Aaron is founder of the International Symposium on Performance Science, chief editor of Performance Science (a specialty section of Frontiers) and a fellow of the Royal Society of Arts and the UK’s Higher Education Academy. In 2008, he was elected an Honorary Member of the Royal College of Music.
Elaine Chew
A pianist and operations researcher by training, Elaine Chew is Professor of Digital Media at Queen Mary University of London, where she is affiliated with the Centre for Digital Music in the School of Electronic Engineering and Computer Science. Her research focuses on mathematical and computational modeling, and scientific visualisation, of music structures and expressivity with the goal of making explicit what it is that musicians do, how they do it, and why.

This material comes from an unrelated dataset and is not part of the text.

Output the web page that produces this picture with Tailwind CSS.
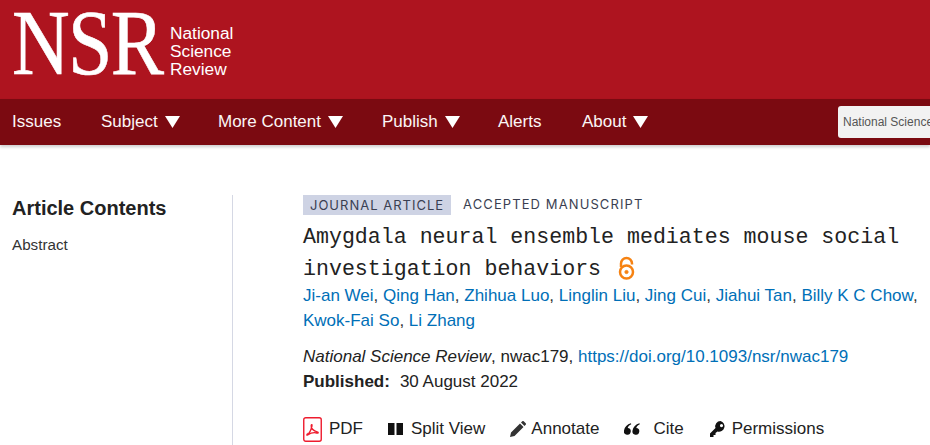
<!DOCTYPE html>
<html>
<head>
    <title>Amygdala neural ensemble mediates mouse social investigation behaviors</title>
    <script src="https://cdn.jsdelivr.net/npm/@tailwindcss/browser@4"></script>
</head>
<body class="bg-white h-[445px] w-[930px] overflow-hidden font-['Liberation_Sans',Arial,sans-serif]">
    <header class="h-[99px] bg-[#ae141f] flex items-start pl-[12px]">
        <div class="font-['Liberation_Serif',serif] text-white text-[94px] leading-[84px] tracking-[-2px] w-[158px] scale-x-[0.85] origin-left whitespace-nowrap [-webkit-text-stroke:0.6px_white]">NSR</div>
        <div class="text-white text-[17.3px] leading-[18px] mt-[24px] font-['Liberation_Sans',sans-serif]">
            <div>National</div>
            <div>Science</div>
            <div>Review</div>
        </div>
    </header>

    <nav class="h-[46px] bg-[#7b0a11] flex items-center pl-[12px] shadow-[0_2px_3px_rgba(0,0,0,0.2)] text-[#fbf6f6] text-[17px] overflow-hidden">
        <a class="w-[89px] shrink-0">Issues</a>
        <a class="w-[117px] shrink-0 flex items-center">Subject
            <svg class="ml-[7px]" width="15" height="12" viewBox="0 0 15 12"><path d="M0 0h15L7.5 12z" fill="#fff"/></svg>
        </a>
        <a class="w-[164px] shrink-0 flex items-center">More Content
            <svg class="ml-[7px]" width="15" height="12" viewBox="0 0 15 12"><path d="M0 0h15L7.5 12z" fill="#fff"/></svg>
        </a>
        <a class="w-[116px] shrink-0 flex items-center">Publish
            <svg class="ml-[7px]" width="15" height="12" viewBox="0 0 15 12"><path d="M0 0h15L7.5 12z" fill="#fff"/></svg>
        </a>
        <a class="w-[84px] shrink-0">Alerts</a>
        <a class="w-[256px] shrink-0 flex items-center">About
            <svg class="ml-[7px]" width="15" height="12" viewBox="0 0 15 12"><path d="M0 0h15L7.5 12z" fill="#fff"/></svg>
        </a>
        <div class="w-[92px] shrink-0 h-[32px] bg-[#f2f2f2] rounded-l-[3px] pl-[5px] text-[#555] text-[12px] leading-[32px] whitespace-nowrap overflow-hidden">National Science Review</div>
    </nav>

    <main class="flex pt-[50px]">
        <aside class="w-[233px] h-[250px] border-r border-[#d5d8e4] pl-[12px] shrink-0">
            <h2 class="text-[20px] leading-[26px] font-bold text-[#222]">Article Contents</h2>
            <a class="block mt-[14px] text-[15.2px] leading-[20px] text-[#333]">Abstract</a>
        </aside>

        <section class="pl-[70px] flex-1">
            <div class="flex items-center text-[13px] tracking-[1px] font-['Inter',sans-serif] text-[#3a3f52] h-[20px]">
                <span class="bg-[#ced3e4] px-[7px] h-[20px] leading-[20px]">JOURNAL ARTICLE</span>
                <span class="ml-[12px] tracking-[1.1px]">ACCEPTED MANUSCRIPT</span>
            </div>
            <h1 class="mt-[6px] font-['Liberation_Mono',monospace] text-[21.6px] h-[64px] leading-[32px] text-[#222] whitespace-nowrap">
                <div>Amygdala neural ensemble mediates mouse social</div>
                <div class="flex items-center h-[32px]">investigation behaviors
                    <svg class="ml-[17px] -mt-[2px]" width="17" height="25" viewBox="0 0 17 25" fill="none" stroke="#f68212" stroke-width="2.5"><circle cx="8.5" cy="16" r="6.5"/><circle cx="8.5" cy="16" r="1.6" fill="#f68212" stroke-width="1"/><path d="M3 11V7.500a5.500 5.500 0 0 1 11 0v1"/></svg>
                </div>
            </h1>
            <div class="text-[17px] leading-[25px] text-[#006fb7] -mt-[2px] whitespace-nowrap">
                Ji-an Wei<span class="text-[#333]">,</span> Qing Han<span class="text-[#333]">,</span> Zhihua Luo<span class="text-[#333]">,</span> Linglin Liu<span class="text-[#333]">,</span> Jing Cui<span class="text-[#333]">,</span> Jiahui Tan<span class="text-[#333]">,</span> Billy K C Chow<span class="text-[#333]">,</span><br>
                Kwok-Fai So<span class="text-[#333]">,</span> Li Zhang
            </div>
            <div class="mt-[11px] text-[17px] leading-[25px] text-[#222] whitespace-nowrap">
                <i>National Science Review</i>, nwac179, <a class="text-[#006fb7]">https://doi.org/10.1093/nsr/nwac179</a>
            </div>
            <div class="text-[17px] leading-[25px] text-[#222]">
                <b>Published:</b><span class="ml-[10px]">30 August 2022</span>
            </div>
            <div class="mt-[21px] flex items-center text-[17px] text-[#222] h-[28px] whitespace-nowrap">
                <svg width="19" height="25" viewBox="0 0 19 25" fill="none"><rect x="0.75" y="0.75" width="17.5" height="23.5" rx="2" fill="#fff" stroke="#ee1c2e" stroke-width="1.4"/><path d="M4 18c2-1 4-5 5-9 .3-1.500-.5-2-.8-.5-.3 2 1.500 5 6.500 6.500 1 .5.500 1.500-1 1-2-.5-6 0-9 2-.8.500-1-.1-.7-.5z" stroke="#ee1c2e" stroke-width="1.300"/></svg>
                <span class="ml-[7px] w-[33px]">PDF</span>
                <svg class="ml-[26px]" width="15" height="12" viewBox="0 0 15 12"><path d="M0 0h6.500v12H0zM8.500 0H15v12H8.500z" fill="#111"/></svg>
                <span class="ml-[8px]">Split View</span>
                <svg class="ml-[25px]" width="16" height="16" viewBox="0 0 16 16"><path d="M0 16l1-4.500L10 2.500l3.500 3.500L4.500 15zM11 1.500 12.300.300a1 1 0 0 1 1.400 0l2 2a1 1 0 0 1 0 1.400L14.500 5z" fill="#333"/></svg>
                <span class="ml-[5px]">Annotate</span>
                <svg class="ml-[25px]" width="16" height="12" viewBox="0 0 15 11"><path d="M6.500 0C3 1 .5 3.500 0 7a3.200 3.200 0 1 0 3.500-2.500C4 3 5 1.800 6.800 1zM14.500 0C11 1 8.500 3.500 8 7a3.200 3.200 0 1 0 3.500-2.500C12 3 13 1.800 14.800 1z" fill="#111"/></svg>
                <span class="ml-[13px]">Cite</span>
                <svg class="ml-[26px]" width="16" height="16" viewBox="0 0 16 16"><path d="M10.500 0a5.300 5.300 0 0 0-5 7L0 12.500V16h3.500v-2H5.500v-2l2-1.500A5.300 5.300 0 1 0 10.500 0zm1 3a1.500 1.500 0 1 1 0 3.200 1.500 1.500 0 0 1 0-3.200z" fill="#111"/></svg>
                <span class="ml-[6px]">Permissions</span>
            </div>
        </section>
    </main>
</body>
</html>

Prior to joining QMUL, she was based in the United States, where she was recipient of the NSF CAREER and PECASE awards, and honours including the Viterbi Early Career Chair at the University of Southern California and the Edward, Frances, and Shirley B. Daniels Fellowship at the Radcliffe Institute for Advanced Study.
Daniel Müllensiefen
Daniel did his PhD in Systematic Musicology on memory for melodies at the University of Hamburg and subsequently worked as a Research Fellow in the Computing department at Goldsmiths College, University of London. Since 2009 he has been working in Goldsmiths’ Psychology department where he is now a Reader and director of the Master’s programme in Music Mind and Brain. His research interests include music information retrieval and musical similarity, statistical modelling of music cognition, the measurement of musical abilities and generally the intersection of computer modelling and music psychology. Since 2016 he is editor of the journal Empirical Musicology Review.
Marcus Pearce
Educated in experimental psychology and artificial intelligence at Oxford and Edinburgh, Marcus Pearce received his PhD from City, University of London in 2005, before continuing as a post-doctoral research fellow at Goldsmiths and University College London. He is currently Senior Lecturer in Sound and Music Processing at Queen Mary University of London where he is leader of the Music Cognition Lab, director of the EEG Laboratory and co-director of the cross-faculty Centre for Mind in Society. His research interests cover computational, psychological and neuroscientific aspects of music cognition, with a particular focus on dynamic, predictive processing of melodic, rhythmic and harmonic structure, and its impact on emotional and aesthetic experience. He is the author of the IDyOM model of auditory expectation based on statistical learning and probabilistic prediction.
Special Guest
Manuela M. Marin
Manuela was born in Graz (Austria). She has a multidisciplinary academic background and holds a Master’s degree in English studies and Physics as well as a Master’s degree in Systematic Musicology from the University of Graz (Austria). She also completed an MSc in Research Methods in Psychology at Goldsmiths, University of London (UK). She is currently finishing her PhD in Experimental Psychology with Prof. Helmut Leder at the University of Vienna (Austria) and working with Prof. Tobias Greitemeyer at the University of Innsbruck (Austria). Manuela worked as a student assistant for Prof. Richard Parncutt, and as a graduate research assistant for Prof. Stephen McAdams (Montreal) as well as for Prof. Lauren Stewart (London). Manuela is a co-founder of the conference series “International Conference of Students of Systematic Musicology (SysMus)”. Her main research interests include music and emotion, empirical aesthetics, as well as the social psychology of music.